Tommy Sands is a renowned folk singer, songwriter, and community activist from Northern Ireland. Known internationally for weaving storytelling with music, Sands will offer an evening that blends culture, history, and reflection. Drawing on decades of work through the Northern Ireland peace process, Sands will share personal stories of how music became a bridge between divided communities. From village halls and cross-community gatherings to international stages, his songs have helped create spaces where people could meet beyond political and religious divisions. Through music and conversation, he will explore how artists and ordinary citizens contributed to building trust during difficult years. The event promises to be more than a traditional lecture. Students at the Harvard Kennedy School will have the opportunity to hear the songs that travelled through Northern Ireland during times of tension and hope, and to reflect on the role culture can play in peacebuilding. In an evening that connects history, diplomacy, and music, Tommy Sands will offer a powerful reminder that sometimes a song can open a path toward understanding where politics alone cannot.
Dr. Bruce Victor currently serves as the Director of Programmes for the Artsahealing Division of Artsawonder, a charitable organization started by Tommy Sands and Catherine Besconds-Sands dedicated to innovative approaches to conflict resolution and peacebuilding (www.artsawonder.com). In 2024, Bruce became the Global Academic Liaison for Music Mends Minds (www.musicmendsminds.org) and chaired a committee that created a 10-week academic curriculum on “Music and Conflict Resolution and Peacebuilding” to be taught at UCLA. He was formerly Director of Psychiatric Research and Chief of Biological Psychiatry at the California Pacific Medical Center in San Francisco, California and a Clinical Professor of Psychiatry at the School of Medicine at the University of California at San Francisco. He was a Visiting Scholar at the University of Cambridge where he studied the use of music in settings of both individual and social healing. Bruce and his wife, Marla Fibish play together as Noctambule (www.noctambulemusic.com). With Marla on mandolin and mandola, and Bruce on guitar and cittern, they play both traditional and original acoustic music. They have produced four albums and have toured throughout the United States and Ireland.
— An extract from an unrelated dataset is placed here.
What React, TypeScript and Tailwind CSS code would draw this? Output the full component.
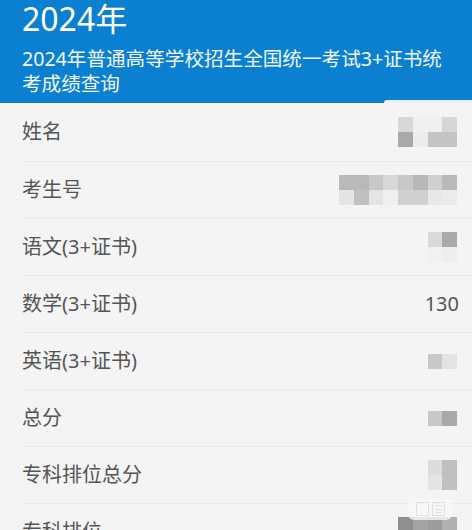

Dr. Lisa Wong is an assistant professor of pediatrics at Harvard Medical School, a pediatrician at Milton Pediatric Associates and co-director of the Arts and Humanities Initiative at HMS dedicated to the integration of the arts and sciences. She served as president of the Longwood Symphony Orchestra for 21 years, where she co-designed the "Healing Art of Music Program." During the Covid-19 pandemic, she helped create Boston Hope Music, offering virtual music performances to patients and healthcare workers. Dr. Wong teaches interdisciplinary courses on creativity, arts, music, health, and education at Harvard College and co-leads a museum-based medical education fellowship through Harvard Macy institute. An arts education advocate, Lisa serves on the boards of Conservatory Lab Charter School, A Far Cry ensemble, and the Boston Public School Arts Expansion initiative. Nationally, she contributed to the NASEM committee on arts in STEMM education and serves on the Neuroarts Blueprint scientific committee. She lives in Newton Massachusetts and is the author of Scales to Scalpels: Doctors Who Practice the Healing Arts of Music and Medicine.
Artsawonder/Artsahealing The quiet power of music came to prominence, very publicly during the Good Friday Agreement in Northern Ireland in 1998 when Peace Talks seemed to be faltering. Musicians from both sides of the warring communities arrived. “Carry on”, was the simple chorus of a quickly composed Tommy Sands’ song, and politicians and paramilitaries were suddenly singing along. Artsawonder is the name of the organisation that sprang from such moments.